Indeed, in August 2020, few weeks before Mr de São Vicente’s incarceration, the PGR had confirmed to the Swiss authorities that after having carried out multiple investigative measures and analysed all the documents collected, they concluded that there was no evidence in Angola of the commission of any crime by Mr de São Vicente, whether of bribery, money laundering or other financial offences.
The report and the numerous exhibits submitted in support of this communication confirm these conclusions in detail.
Violations of basic human rights
The violations of the right to a due process in the pending Angolan proceedings are systemic. Some examples are listed here:
- For several months and despite his incarceration, Mr de São Vicente had no access to his criminal file, in particular to the minutes of his own hearings and the pieces of alleged evidence used against him. Right after the notice of the charges against him, Mr de São Vicente was even denied access to his criminal file until the last day of the deadline to request the production of additional evidence in view of the pre-trial hearing. Such access was granted only for two hours and without permission to obtain a copy of the proceedings, which consequently prevented Mr de São Vicente from making a duly informed request for additional evidence.
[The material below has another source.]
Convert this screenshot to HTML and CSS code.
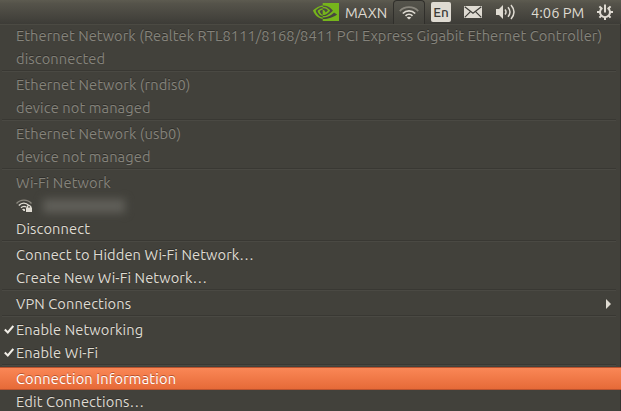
FILE: index.html
```html
<!DOCTYPE html>
<html lang="en">
<head>
<meta charset="utf-8">
<title>Network menu</title>
<link rel="stylesheet" href="styles.css">
</head>
<body>
<header class="panel">
  <svg class="eye" width="26" height="18" viewBox="0 4.063 24 15.874" preserveAspectRatio="none">
    <path fill="#76b51b" d="M8.948 8.798v-1.430a6.700 6.700 0 0 1 .424-.018c3.922-.124 6.493 3.374 6.493 3.374s-2.774 3.851-5.750 3.851c-.398 0-.787-.062-1.158-.185v-4.346c1.528.185 1.837.857 2.747 2.385l2.040-1.714s-1.492-1.952-4-1.952a6.016 6.016 0 0 0-.796.035m0-4.735v2.138l.424-.027c5.450-.185 9.010 4.470 9.010 4.470s-4.080 4.964-8.330 4.964c-.370 0-.733-.035-1.095-.097v1.325c.300.035.610.062.910.062 3.957 0 6.820-2.023 9.593-4.408.459.371 2.340 1.263 2.730 1.652-2.633 2.208-8.772 3.984-12.253 3.984-.335 0-.653-.018-.971-.053v1.864H24V4.063zm0 10.326v1.131c-3.657-.654-4.673-4.460-4.673-4.460s1.758-1.944 4.673-2.262v1.237H8.940c-1.528-.186-2.730 1.245-2.730 1.245s.680 2.412 2.739 3.110M2.456 10.900s2.164-3.197 6.500-3.533V6.201C4.153 6.590 0 10.653 0 10.653s2.350 6.802 8.948 7.420v-1.237c-4.840-.600-6.492-5.936-6.492-5.936z"/>
  </svg>
  <span class="mode">MAXN</span>
  <div class="tab">
    <svg width="20" height="14" viewBox="0 0 20 14" fill="none" stroke="#dfdbd2" stroke-width="1.700">
      <path stroke="#89867d" d="M.8 5.100C5.500-.1 14.500-.1 19.200 5.100"/>
      <path d="M3.800 7.500c3.500-3.600 8.900-3.600 12.400 0M6.500 9.800c2-2 5-2 7 0"/>
      <path fill="#dfdbd2" stroke="none" d="M10 13.500 7.700 11.500q2.300-1.500 4.600 0z"/>
    </svg>
  </div>
  <span class="lang">En</span>
  <svg class="mail" width="18" height="12" viewBox="0 0 18 12">
    <path fill="#dfdbd2" d="M0 0h18v12H0z"/>
    <path fill="none" stroke="#3e3d38" stroke-width="1.200" d="m.7.8 8.300 6.400L17.300.8M.7 11.400l5.500-5.600M17.300 11.400l-5.500-5.600"/>
  </svg>
  <svg class="sound" width="20" height="16" viewBox="0 0 20 16">
    <path fill="#dfdbd2" d="M0 5h3l4-4v14l-4-4H0z"/>
    <path fill="none" stroke="#dfdbd2" stroke-width="1.500" d="M9 5.500q2 2.500 0 5M12 3.200q4 4.800 0 9.600M15 1q6 7 0 14"/>
  </svg>
  <span class="clock">4:06 PM</span>
  <svg class="gear" width="16" height="16" viewBox="0 0 16 16" fill="none" stroke="#dfdbd2" stroke-width="2">
    <path d="M5.400 3.900a5 5 0 1 0 5.200 0"/>
    <path d="M8 .5v8M0 8h3M13 8h3M8 13v3M2.400 2.400l1.900 1.900M13.600 2.400l-1.900 1.900M2.400 13.600l1.900-1.900M13.600 13.600l-1.900-1.900"/>
  </svg>
</header>
<main class="menu">
  <section>
    <div class="row off tight">Ethernet Network (Realtek RTL8111/8168/8411 PCI Express Gigabit Ethernet Controller)</div>
    <div class="row off">disconnected</div>
  </section>
  <section>
    <div class="row off">Ethernet Network (rndis0)</div>
    <div class="row off">device not managed</div>
  </section>
  <section>
    <div class="row off">Ethernet Network (usb0)</div>
    <div class="row off">device not managed</div>
  </section>
  <section>
    <div class="row off">Wi-Fi Network</div>
    <div class="row">
      <svg width="17" height="14" viewBox="0 0 17 14" fill="none" stroke="#dfdbd2" stroke-width="1.400">
        <path stroke="#89867d" d="M.5 4.500c4-4.500 11-4.500 15 0"/>
        <path d="M2.800 6.500c3-3.200 7-3.200 10 0M5 8.700q2.500-2.200 5-.8"/>
        <path fill="#dfdbd2" stroke="none" d="M6 10.300q1.500-1 3 0V12H7.700zM10 8.500h6V13h-6z"/>
        <path d="M11.300 9V7.600q1.700-2.500 3.400 0V9"/>
      </svg>
      <span class="hidden-name"></span>
    </div>
    <div class="row">Disconnect</div>
  </section>
  <section>
    <div class="row">Connect to Hidden Wi-Fi Network…</div>
    <div class="row">Create New Wi-Fi Network…</div>
  </section>
  <section>
    <div class="row">VPN Connections<i class="arrow"></i></div>
  </section>
  <section>
    <div class="row checked"><svg class="check" width="10" height="9" viewBox="0 0 10 9"><path d="m.8 4.500 3 3L9.300 1"/></svg>Enable Networking</div>
    <div class="row checked"><svg class="check" width="10" height="9" viewBox="0 0 10 9"><path d="m.8 4.500 3 3L9.300 1"/></svg>Enable Wi-Fi</div>
  </section>
  <section>
    <div class="row selected">Connection Information</div>
    <div class="row wide">Edit Connections…</div>
  </section>
</main>
</body>
</html>
```
FILE: styles.css
```css
* { box-sizing: border-box; }
body {
  margin: 0;
  width: 621px;
  height: 411px;
  overflow: hidden;
  background: #42413b;
  color: #dfdbd2;
  font: 14.667px/23px Ubuntu, "Noto Sans", sans-serif;
}
.panel {
  display: flex;
  align-items: center;
  justify-content: flex-end;
  height: 24px;
  padding-right: 8px;
  background: linear-gradient(#5d5b50, #55534a 15%, #3d3c37);
}
.panel svg { display: block; flex: none; }
.mode { width: 43px; margin: 0 5px 0 6px; }
.tab {
  display: flex;
  align-items: center;
  justify-content: center;
  align-self: flex-end;
  width: 32px;
  height: 24px;
  border: 1px solid #302f2b;
  border-bottom: 0;
  border-radius: 4px 4px 0 0;
  background: linear-gradient(#55544c, #42413b);
}
.lang {
  width: 20px;
  height: 20px;
  margin: 0 13px 0 6px;
  border-radius: 2px;
  background: #dfdbd2;
  color: #3c3b37;
  font-size: 13.5px;
  font-weight: 500;
  line-height: 21px;
  text-align: center;
}
.mail { margin-right: 14px; }
.sound { margin-right: 15px; }
.clock { width: 53px; margin-right: 13px; white-space: nowrap; }
.menu {
  height: 387px;
  border-right: 1px solid #353430;
  box-shadow: inset 0 1px #4b4a43;
}
section + section::before {
  content: "";
  display: block;
  height: 2px;
  margin: 0 4px 0 2px;
  border-top: 1px solid #393833;
  box-shadow: inset 0 1px #4a4943;
}
.row {
  display: flex;
  align-items: center;
  height: 23px;
  padding-left: 16px;
  white-space: nowrap;
  letter-spacing: .1px;
  text-shadow: 0 -1px #302f2b;
}
.row.off { color: #85837b; }
.row.tight { letter-spacing: .065px; }
.row.wide { letter-spacing: .14px; }
.row.checked { padding-left: 4px; }
.check { margin-right: 2px; fill: none; stroke: #f0ede6; stroke-width: 2; }
.arrow {
  margin: 0 9px 0 auto;
  border: 5px solid transparent;
  border-left-color: #dfdbd2;
  border-right: 0;
}
.row.selected {
  margin-right: -1px;
  border: solid #b9532f;
  border-width: 1px 0;
  background: linear-gradient(#fa8756, #e66a38);
  color: #fff;
  letter-spacing: .14px;
  text-shadow: 0 -1px #b9532f;
}
.hidden-name {
  width: 82px;
  height: 14px;
  margin-left: 10px;
  background: #605f59;
  filter: blur(4px);
}
```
- The appeals and applications filed by Mr de São Vicente’s defence are systematically rejected – with poorly motivated decisions – or simply ignored.
- The buildings seized have been already allocated to several authorities, notably the PGR and the Ministry of Justice, which are now gradually moving into the premises. Such an allocation is extremely shocking and entirely unlawful, since no judgment to convict or confiscate has been handed down. In addition, it constitutes an obvious violation of Mr de São Vicente’s presumption of innocence.
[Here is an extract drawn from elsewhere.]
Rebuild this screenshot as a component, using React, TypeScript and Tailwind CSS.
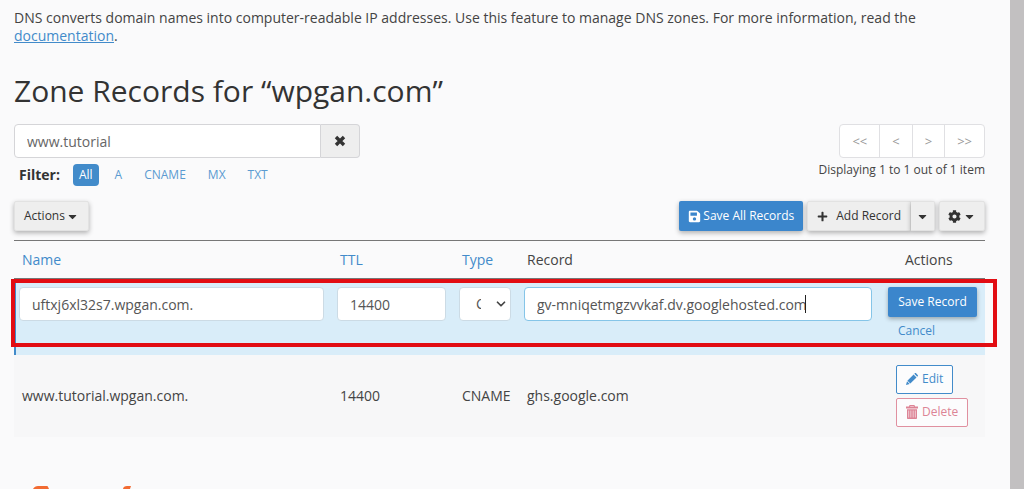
import { useState } from 'react'
import type { ReactNode } from 'react'
import { ChevronDown } from 'lucide-react'
import { FaCaretDown, FaCog, FaPlus, FaSave } from 'react-icons/fa'

const FILTERS = ['All', 'A', 'CNAME', 'MX', 'TXT']
const PAGES = [
  { label: '<<', title: 'First page' },
  { label: '<', title: 'Previous page' },
  { label: '>', title: 'Next page' },
  { label: '>>', title: 'Last page' },
]

function PencilIcon() {
  return (
    <svg viewBox="0 0 12 12" className="h-3 w-3 fill-current" aria-hidden="true">
      <path d="M0 12l1-3.7L3.7 11z" />
      <path d="M1.4 7.7L7.6 1.5l2.9 2.9-6.2 6.2z" />
      <path d="M8.3.8l.5-.5c.4-.4.9-.4 1.3 0l1.6 1.6c.4.4.4.9 0 1.3l-.5.5z" />
    </svg>
  )
}

function TrashIcon() {
  return (
    <svg viewBox="0 0 12 14" className="h-[14px] w-3 fill-current" aria-hidden="true">
      <path fillRule="evenodd" d="M4 0h4c.5 0 .9.4.9.9v.7H12v2H0v-2h3.1V.9C3.1.4 3.5 0 4 0zm.2.9v.7h3.6V.9z" />
      <path
        fillRule="evenodd"
        d="M1 4.2h10V13c0 .6-.4 1-1 1H2c-.6 0-1-.4-1-1zM2.5 5.4v7.2h.6V5.4zm2.1 0v7.2h.6V5.4zm2.2 0v7.2h.6V5.4zm2.1 0v7.2h.6V5.4z"
      />
    </svg>
  )
}

function CrossIcon() {
  return (
    <svg viewBox="0 0 12 12" className="h-3 w-3 stroke-current" aria-hidden="true">
      <path d="M2 2l8 8M10 2l-8 8" strokeWidth="3.4" />
    </svg>
  )
}

function GrayButton({ children, label, className = '' }: { children: ReactNode; label?: string; className?: string }) {
  return (
    <button
      type="button"
      aria-label={label}
      className={`flex h-[30px] items-center border border-[#e2e2e2] bg-[#eeeeee] text-xs text-[#333] shadow-[0_2px_5px_rgba(0,0,0,0.3)] ${className}`}
    >
      {children}
    </button>
  )
}

const inputClass = 'h-[34px] w-full rounded border border-[#ccdbe5] bg-white px-3 text-sm text-[#555]'

export default function App() {
  const [search, setSearch] = useState('www.tutorial')
  const [filter, setFilter] = useState('All')
  const [name, setName] = useState('uftxj6xl32s7.wpgan.com.')
  const [ttl, setTtl] = useState('14400')
  const [type, setType] = useState('CNAME')
  const [record, setRecord] = useState('gv-mniqetmgzvvkaf.dv.googlehosted.com')

  return (
    <div className="flex bg-[#fafafb] font-['Open_Sans',sans-serif] text-sm text-[#444]">
      <main className="min-w-0 flex-1 pr-[25px] pl-[14px]">
        <p className="pt-[9px] leading-[18px]">
          DNS converts domain names into computer-readable IP addresses. Use this feature to manage DNS zones. For more
          information, read the{' '}
          <a href="#documentation" className="text-[#428bca] underline">
            documentation
          </a>
          .
        </p>

        <h1 className="mt-[26px] text-[30px] leading-10 text-[#333]">Zone Records for “wpgan.com”</h1>

        <div className="mt-[13px] flex items-start justify-between">
          <div>
            <div className="flex w-[346px]">
              <input
                type="text"
                aria-label="Search records"
                value={search}
                onChange={(e) => setSearch(e.target.value)}
                className="h-[34px] min-w-0 flex-1 rounded-l border border-[#d5d5d8] bg-white px-3 text-sm text-[#666]"
              />
              <button
                type="button"
                aria-label="Clear search"
                onClick={() => setSearch('')}
                className="flex w-[39px] items-center justify-center rounded-r border border-l-0 border-[#d5d5d8] bg-[#eeeeee] text-[#333]"
              >
                <CrossIcon />
              </button>
            </div>
            <div className="mt-[6px] flex items-center pl-[5px]">
              <span className="mr-2 font-bold text-[#333]">Filter:</span>
              {FILTERS.map((f) => (
                <button
                  key={f}
                  type="button"
                  onClick={() => setFilter(f)}
                  className={
                    f === filter
                      ? 'mx-[5px] h-[22px] rounded bg-[#428bca] px-[6px] text-xs text-white'
                      : 'mx-[5px] h-[22px] px-[6px] text-xs text-[#5b9bd1]'
                  }
                >
                  {f}
                </button>
              ))}
            </div>
          </div>

          <div className="flex flex-col items-end">
            <nav className="flex h-[34px] divide-x divide-[#e0e0e3] rounded border border-[#e0e0e3] bg-white">
              {PAGES.map((p) => (
                <button key={p.label} type="button" title={p.title} className="px-3 text-[13px] text-[#999]">
                  {p.label}
                </button>
              ))}
            </nav>
            <span className="mt-[3px] text-xs leading-[18px]">Displaying 1 to 1 out of 1 item</span>
          </div>
        </div>

        <div className="mt-[15px] flex justify-between">
          <GrayButton className="gap-px rounded-xs px-[9px]">
            Actions
            <FaCaretDown size={13} />
          </GrayButton>
          <div className="flex gap-1">
            <button
              type="button"
              className="flex h-[30px] items-center gap-[2px] rounded-xs bg-[#3b86cc] px-[9px] text-xs text-white shadow-[0_2px_5px_rgba(0,0,0,0.3)]"
            >
              <FaSave size={13} />
              Save All Records
            </button>
            <div className="flex">
              <GrayButton className="gap-2 rounded-l-xs px-[9px]">
                <FaPlus size={11} />
                Add Record
              </GrayButton>
              <GrayButton label="More add options" className="rounded-r-xs border-l-0 px-[5px]">
                <FaCaretDown size={13} />
              </GrayButton>
            </div>
            <GrayButton label="Settings" className="gap-[2px] rounded-xs px-2">
              <FaCog size={13} />
              <FaCaretDown size={13} />
            </GrayButton>
          </div>
        </div>

        <div className="relative mt-[9px]">
          <table className="w-full table-fixed border-collapse text-left">
            <colgroup>
              <col className="w-[318px]" />
              <col className="w-[122px]" />
              <col className="w-[65px]" />
              <col />
              <col className="w-[108px]" />
            </colgroup>
            <thead>
              <tr className="h-[38px] border-y border-[#777]">
                <th className="px-2 font-normal">
                  <a href="#name" className="text-[#428bca]">Name</a>
                </th>
                <th className="px-2 font-normal">
                  <a href="#ttl" className="text-[#428bca]">TTL</a>
                </th>
                <th className="px-2 font-normal">
                  <a href="#type" className="text-[#428bca]">Type</a>
                </th>
                <th className="px-2 font-normal">Record</th>
                <th className="pl-7 font-normal">Actions</th>
              </tr>
            </thead>
            <tbody>
              <tr className="h-[76px] bg-[#d9edf9] align-top">
                <td className="pt-2 pr-2 pl-[5px] shadow-[inset_2px_0_0_#428bca]">
                  <input aria-label="Name" value={name} onChange={(e) => setName(e.target.value)} className={inputClass} />
                </td>
                <td className="pt-2 pr-2 pl-[5px]">
                  <input aria-label="TTL" value={ttl} onChange={(e) => setTtl(e.target.value)} className={inputClass} />
                </td>
                <td className="pt-2 pr-2 pl-[5px]">
                  <div className="relative">
                    <select
                      aria-label="Type"
                      value={type}
                      onChange={(e) => setType(e.target.value)}
                      className="h-[34px] w-full appearance-none rounded border border-[#ccdbe5] bg-white pr-[29px] pl-4 text-sm text-[#555]"
                    >
                      <option>A</option>
                      <option>CNAME</option>
                      <option>MX</option>
                      <option>TXT</option>
                    </select>
                    <ChevronDown
                      size={14}
                      strokeWidth={3}
                      className="pointer-events-none absolute top-[10px] right-[3px] text-[#444]"
                    />
                  </div>
                </td>
                <td className="pt-2 pr-[5px] pl-[5px]">
                  <div className="relative">
                    <input
                      aria-label="Record"
                      value={record}
                      onChange={(e) => setRecord(e.target.value)}
                      className="h-[34px] w-full rounded border border-[#85c5e8] bg-white px-3 text-sm text-[#555]"
                    />
                    <span className="absolute top-2 left-[281px] h-[18px] w-px bg-[#222]" />
                  </div>
                </td>
                <td className="pt-2 pr-2 pl-[11px]">
                  <button
                    type="button"
                    className="h-[30px] w-full rounded-xs bg-[#3b86cc] text-xs whitespace-nowrap text-white shadow-[0_2px_4px_rgba(0,0,0,0.3)]"
                  >
                    Save Record
                  </button>
                  <button type="button" className="mt-1 block pl-[10px] text-xs leading-5 text-[#428bca]">
                    Cancel
                  </button>
                </td>
              </tr>
              <tr className="h-[82px] bg-[#f7f7f8]">
                <td className="px-2">www.tutorial.wpgan.com.</td>
                <td className="px-2">14400</td>
                <td className="px-2">CNAME</td>
                <td className="px-2">ghs.google.com</td>
                <td className="pl-[19px]">
                  <div className="flex flex-col items-start gap-1">
                    <button
                      type="button"
                      className="flex h-[29px] items-center gap-1 rounded-xs border border-[#428bca] bg-[#fcfcfd] px-[9px] text-xs text-[#428bca]"
                    >
                      <PencilIcon />
                      Edit
                    </button>
                    <button
                      type="button"
                      className="flex h-[29px] items-center gap-1 rounded-xs border border-[#e090a0] bg-[#fcfcfd] px-[9px] text-xs text-[#dd8496]"
                    >
                      <TrashIcon />
                      Delete
                    </button>
                  </div>
                </td>
              </tr>
            </tbody>
          </table>
          {/* highlight around the row being edited */}
          <div className="pointer-events-none absolute top-[39px] -right-3 -left-[3px] h-[68px] border-4 border-[#e20d13]" />
        </div>

        <footer className="pt-[49px] pl-[18px]">
          <svg viewBox="0 0 100 3" className="h-[3px] w-[100px] fill-[#f26b32]" aria-hidden="true">
            <path d="M1 3C2 1 4 0 6 0h9c1 0 1 1 2 3zM91 3c0-2 2-3 4-3h4L98 3z" />
          </svg>
        </footer>
      </main>
      <aside className="w-[14px] shrink-0 bg-[#c2c0c1]" />
    </div>
  )
}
- Access to his lawyers is very difficult and not guaranteed. Visits have already been refused by the prison authorities to both local and foreign counsels.
- Representatives of the PGR put unlawful and unacceptable pressure on Mr de São Vicente when, during the first weeks of his detention, they visited him in prison without notice and without the presence of his lawyers. During this visit they tried to convince Mr de São Vicente to renounce his entire wealth in exchange for his liberty.
- Representation and defence by Mr de São Vicente’s lawyer of choice has been refused on baseless grounds.
In March 2021, the PGR issued a formal indictment and transferred the case to the First Instance Tribunal in Luanda. These charges are groundless and based on several undocumented pieces of speculation. In particular, the main piece of evidence used by the PGR in its indictment is an unsigned and undated report produced without any supporting documentation.
A pre-trial hearing took place in May 2021. At the end of this hearing, which lasted only a few days, the sole judge considered that the case could be addressed on the merits.
It is worth mentioning that the period under scrutiny covers almost 20 years, that there are multiple entities involved, based in several jurisdictions, and that the factual background is complex and very specific. Already on the basis of the time spent for the investigations (only six months), it appears evident that the results put forward are not credible.
Although pre-trial detention is limited in Angola by law to one year maximum, the detention of Mr de São Vicente has been extended beyond this timeframe on two occasions on the basis of alleged “extraordinary” circumstances.
There are no indications on when the trial will take place.
The defence is working relentlessly to defend the interests of Mr de São Vicente despite the clear bias of the proceedings and the unfair treatment he has received throughout the process.